-- start DATA SEGMENT --

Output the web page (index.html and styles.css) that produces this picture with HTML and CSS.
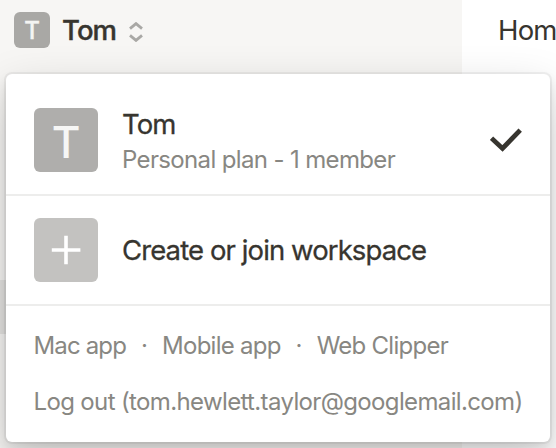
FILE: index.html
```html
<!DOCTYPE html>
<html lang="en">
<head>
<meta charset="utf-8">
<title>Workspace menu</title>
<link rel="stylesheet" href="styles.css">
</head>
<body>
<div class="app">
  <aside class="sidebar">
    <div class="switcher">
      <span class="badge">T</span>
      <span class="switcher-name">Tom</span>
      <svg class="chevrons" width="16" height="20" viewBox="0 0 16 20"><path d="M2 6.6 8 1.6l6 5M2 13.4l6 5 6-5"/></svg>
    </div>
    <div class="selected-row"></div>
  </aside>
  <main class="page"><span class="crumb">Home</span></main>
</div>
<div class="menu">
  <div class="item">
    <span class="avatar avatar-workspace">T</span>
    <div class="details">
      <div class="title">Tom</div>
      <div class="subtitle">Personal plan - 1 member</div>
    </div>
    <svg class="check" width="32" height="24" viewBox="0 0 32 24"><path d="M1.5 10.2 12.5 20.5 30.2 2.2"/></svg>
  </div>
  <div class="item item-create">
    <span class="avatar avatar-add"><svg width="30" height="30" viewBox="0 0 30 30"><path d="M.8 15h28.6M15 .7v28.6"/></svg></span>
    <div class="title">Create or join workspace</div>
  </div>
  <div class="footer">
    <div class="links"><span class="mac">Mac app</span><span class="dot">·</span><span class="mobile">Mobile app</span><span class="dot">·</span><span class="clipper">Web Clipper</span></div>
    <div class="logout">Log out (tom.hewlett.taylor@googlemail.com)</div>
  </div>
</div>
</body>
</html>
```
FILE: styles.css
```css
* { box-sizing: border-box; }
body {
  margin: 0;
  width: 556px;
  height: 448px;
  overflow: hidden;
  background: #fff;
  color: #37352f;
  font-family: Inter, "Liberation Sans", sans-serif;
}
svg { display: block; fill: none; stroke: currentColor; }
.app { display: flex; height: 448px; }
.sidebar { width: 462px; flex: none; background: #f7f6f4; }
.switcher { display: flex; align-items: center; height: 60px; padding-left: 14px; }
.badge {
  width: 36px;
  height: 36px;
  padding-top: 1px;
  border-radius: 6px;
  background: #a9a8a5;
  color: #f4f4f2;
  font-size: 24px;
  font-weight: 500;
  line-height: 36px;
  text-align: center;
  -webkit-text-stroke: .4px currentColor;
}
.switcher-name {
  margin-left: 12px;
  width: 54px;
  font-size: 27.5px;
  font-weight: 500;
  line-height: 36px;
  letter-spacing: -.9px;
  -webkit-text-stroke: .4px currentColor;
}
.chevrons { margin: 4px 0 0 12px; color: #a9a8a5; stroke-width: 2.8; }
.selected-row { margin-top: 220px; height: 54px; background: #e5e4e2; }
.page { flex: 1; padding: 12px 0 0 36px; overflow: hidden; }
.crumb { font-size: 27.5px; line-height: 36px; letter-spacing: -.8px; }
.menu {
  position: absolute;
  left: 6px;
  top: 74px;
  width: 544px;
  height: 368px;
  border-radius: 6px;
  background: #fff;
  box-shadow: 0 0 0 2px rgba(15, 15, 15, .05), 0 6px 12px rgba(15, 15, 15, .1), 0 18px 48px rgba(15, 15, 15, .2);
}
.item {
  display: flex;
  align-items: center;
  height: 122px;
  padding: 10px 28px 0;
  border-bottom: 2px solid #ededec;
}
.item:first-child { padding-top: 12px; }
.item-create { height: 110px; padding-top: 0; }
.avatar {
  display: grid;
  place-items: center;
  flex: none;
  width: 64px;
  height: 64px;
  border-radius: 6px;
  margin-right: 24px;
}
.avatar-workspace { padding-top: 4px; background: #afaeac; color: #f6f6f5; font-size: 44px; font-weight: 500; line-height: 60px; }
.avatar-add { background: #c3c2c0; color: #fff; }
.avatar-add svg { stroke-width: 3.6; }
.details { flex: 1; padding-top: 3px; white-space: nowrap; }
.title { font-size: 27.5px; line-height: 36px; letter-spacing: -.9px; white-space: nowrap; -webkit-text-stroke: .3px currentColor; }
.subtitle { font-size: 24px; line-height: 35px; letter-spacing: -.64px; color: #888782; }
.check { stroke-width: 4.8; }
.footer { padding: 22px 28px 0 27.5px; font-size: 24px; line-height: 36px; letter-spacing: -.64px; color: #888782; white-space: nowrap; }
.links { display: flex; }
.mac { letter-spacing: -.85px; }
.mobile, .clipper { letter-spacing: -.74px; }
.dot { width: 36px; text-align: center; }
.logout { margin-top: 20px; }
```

-- end DATA SEGMENT --

#### YOUR INSTRUCTIONS
Reproduce the data word for word, excluding its pictures.

#### SOLVED PROBLEM
Output the web page (index.html and styles.css) that produces this picture with HTML and CSS.
FILE: index.html
```html
<!DOCTYPE html>
<html lang="en">
<head>
<meta charset="utf-8">
<title>Workspace menu</title>
<link rel="stylesheet" href="styles.css">
</head>
<body>
<div class="app">
  <aside class="sidebar">
    <div class="switcher">
      <span class="badge">T</span>
      <span class="switcher-name">Tom</span>
      <svg class="chevrons" width="16" height="20" viewBox="0 0 16 20"><path d="M2 6.6 8 1.6l6 5M2 13.4l6 5 6-5"/></svg>
    </div>
    <div class="selected-row"></div>
  </aside>
  <main class="page"><span class="crumb">Home</span></main>
</div>
<div class="menu">
  <div class="item">
    <span class="avatar avatar-workspace">T</span>
    <div class="details">
      <div class="title">Tom</div>
      <div class="subtitle">Personal plan - 1 member</div>
    </div>
    <svg class="check" width="32" height="24" viewBox="0 0 32 24"><path d="M1.5 10.2 12.5 20.5 30.2 2.2"/></svg>
  </div>
  <div class="item item-create">
    <span class="avatar avatar-add"><svg width="30" height="30" viewBox="0 0 30 30"><path d="M.8 15h28.6M15 .7v28.6"/></svg></span>
    <div class="title">Create or join workspace</div>
  </div>
  <div class="footer">
    <div class="links"><span class="mac">Mac app</span><span class="dot">·</span><span class="mobile">Mobile app</span><span class="dot">·</span><span class="clipper">Web Clipper</span></div>
    <div class="logout">Log out (tom.hewlett.taylor@googlemail.com)</div>
  </div>
</div>
</body>
</html>
```
FILE: styles.css
```css
* { box-sizing: border-box; }
body {
  margin: 0;
  width: 556px;
  height: 448px;
  overflow: hidden;
  background: #fff;
  color: #37352f;
  font-family: Inter, "Liberation Sans", sans-serif;
}
svg { display: block; fill: none; stroke: currentColor; }
.app { display: flex; height: 448px; }
.sidebar { width: 462px; flex: none; background: #f7f6f4; }
.switcher { display: flex; align-items: center; height: 60px; padding-left: 14px; }
.badge {
  width: 36px;
  height: 36px;
  padding-top: 1px;
  border-radius: 6px;
  background: #a9a8a5;
  color: #f4f4f2;
  font-size: 24px;
  font-weight: 500;
  line-height: 36px;
  text-align: center;
  -webkit-text-stroke: .4px currentColor;
}
.switcher-name {
  margin-left: 12px;
  width: 54px;
  font-size: 27.5px;
  font-weight: 500;
  line-height: 36px;
  letter-spacing: -.9px;
  -webkit-text-stroke: .4px currentColor;
}
.chevrons { margin: 4px 0 0 12px; color: #a9a8a5; stroke-width: 2.8; }
.selected-row { margin-top: 220px; height: 54px; background: #e5e4e2; }
.page { flex: 1; padding: 12px 0 0 36px; overflow: hidden; }
.crumb { font-size: 27.5px; line-height: 36px; letter-spacing: -.8px; }
.menu {
  position: absolute;
  left: 6px;
  top: 74px;
  width: 544px;
  height: 368px;
  border-radius: 6px;
  background: #fff;
  box-shadow: 0 0 0 2px rgba(15, 15, 15, .05), 0 6px 12px rgba(15, 15, 15, .1), 0 18px 48px rgba(15, 15, 15, .2);
}
.item {
  display: flex;
  align-items: center;
  height: 122px;
  padding: 10px 28px 0;
  border-bottom: 2px solid #ededec;
}
.item:first-child { padding-top: 12px; }
.item-create { height: 110px; padding-top: 0; }
.avatar {
  display: grid;
  place-items: center;
  flex: none;
  width: 64px;
  height: 64px;
  border-radius: 6px;
  margin-right: 24px;
}
.avatar-workspace { padding-top: 4px; background: #afaeac; color: #f6f6f5; font-size: 44px; font-weight: 500; line-height: 60px; }
.avatar-add { background: #c3c2c0; color: #fff; }
.avatar-add svg { stroke-width: 3.6; }
.details { flex: 1; padding-top: 3px; white-space: nowrap; }
.title { font-size: 27.5px; line-height: 36px; letter-spacing: -.9px; white-space: nowrap; -webkit-text-stroke: .3px currentColor; }
.subtitle { font-size: 24px; line-height: 35px; letter-spacing: -.64px; color: #888782; }
.check { stroke-width: 4.8; }
.footer { padding: 22px 28px 0 27.5px; font-size: 24px; line-height: 36px; letter-spacing: -.64px; color: #888782; white-space: nowrap; }
.links { display: flex; }
.mac { letter-spacing: -.85px; }
.mobile, .clipper { letter-spacing: -.74px; }
.dot { width: 36px; text-align: center; }
.logout { margin-top: 20px; }
```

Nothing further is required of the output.